Baker-Hausdorff Lemma from Sakurai's book
I'd like to show that, given to hermitian operators $A,G$ on a Hilbert space $\mathscr{H}$, the following identity holds: $$ e^{iG\lambda}A e^{-iG\lambda} = A + i\lambda [G,A] + \frac{\left(i\lambda\right)^2}{2!}[G,[G,A]]+\ldots+\frac{(i\lambda)^n}{n!}\underbrace{[G,[G,[G,\ldots[G}_{n\ times},A]]]\ldots]+\ldots $$ where $\lambda$ denotes a real parameter and $[\ \!,]$ indicates the commutator.
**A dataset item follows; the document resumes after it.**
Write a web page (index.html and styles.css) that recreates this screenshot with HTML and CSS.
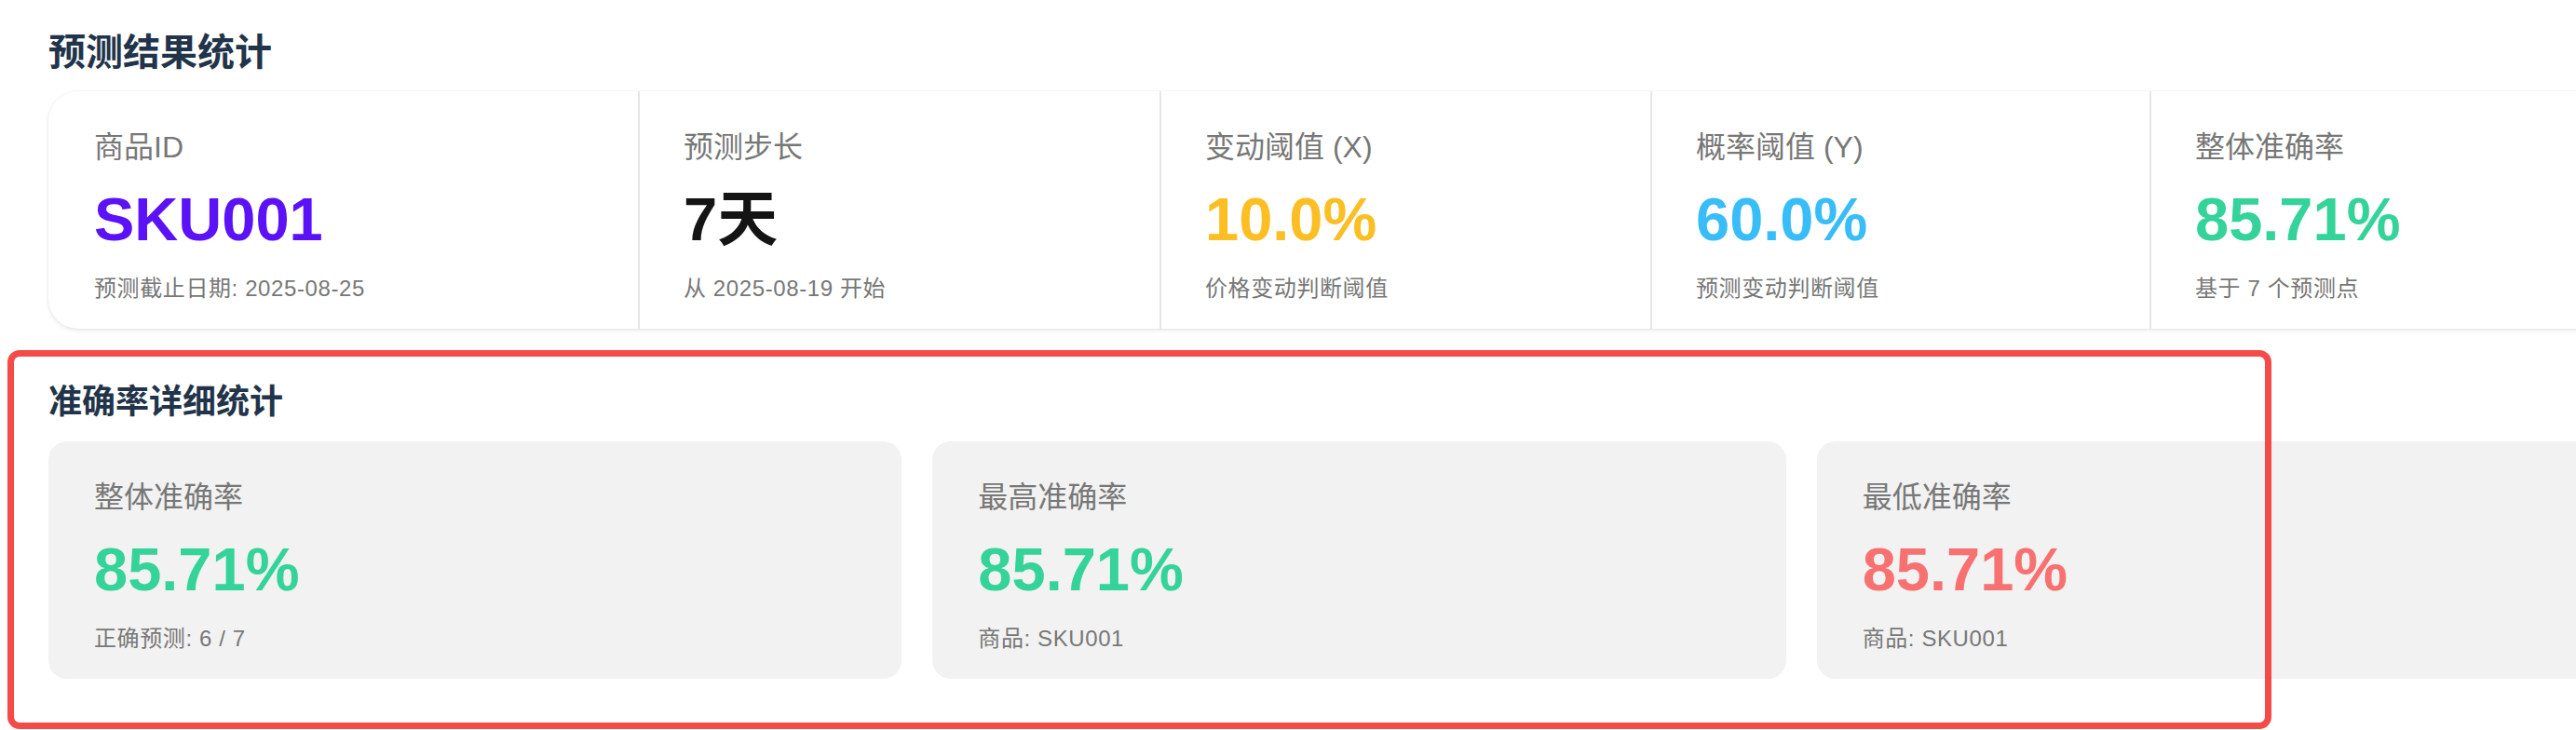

This is a proof left to the reader by Sakurai in his books on Modern Quantum Mechanics.
Using the series definition of exponential:
$$ e^{iG\lambda}A e^{-iG\lambda} = \sum_{p=0}^\infty\frac{(iG\lambda)^p}{p!}A\sum_{q=0}^\infty\frac{(-iG\lambda)^q}{q!} = \sum_{p=0}^\infty\sum_{q=0}^\infty(-)^q\frac{(i\lambda)^{p+q}}{p!q!}G^pAG^q=\\ \sum_{s=0}^\infty\sum_{d=0}^s(-)^d\frac{(i\lambda)^s}{d!(s-d)!}G^{s-d}AG^d=\\ A+i\lambda[G,A]+\frac{(i\lambda)^2}{2!}[G,[G,A]]+\ldots+\frac{(i\lambda)^n}{n!}\sum_{k=0}^n(-)^k \binom{n}{k}G^{n-k}AG^k+\ldots $$ So we are left with the following relation which we have to verify, and which would prove the statement: $$ \mathscr{F}(n): \sum_{k=0}^n(-)^k \binom{n}{k}G^{n-k}AG^k=\underbrace{[G,[G,[G,\ldots[G}_{n\ times},A]]]\ldots]. $$ Proceeding by induction, since the first terms shown above are compatible with the formula, we have to show that, if $\mathscr{F}$(n) holds then $\mathscr{F}$(n+1) is true as well.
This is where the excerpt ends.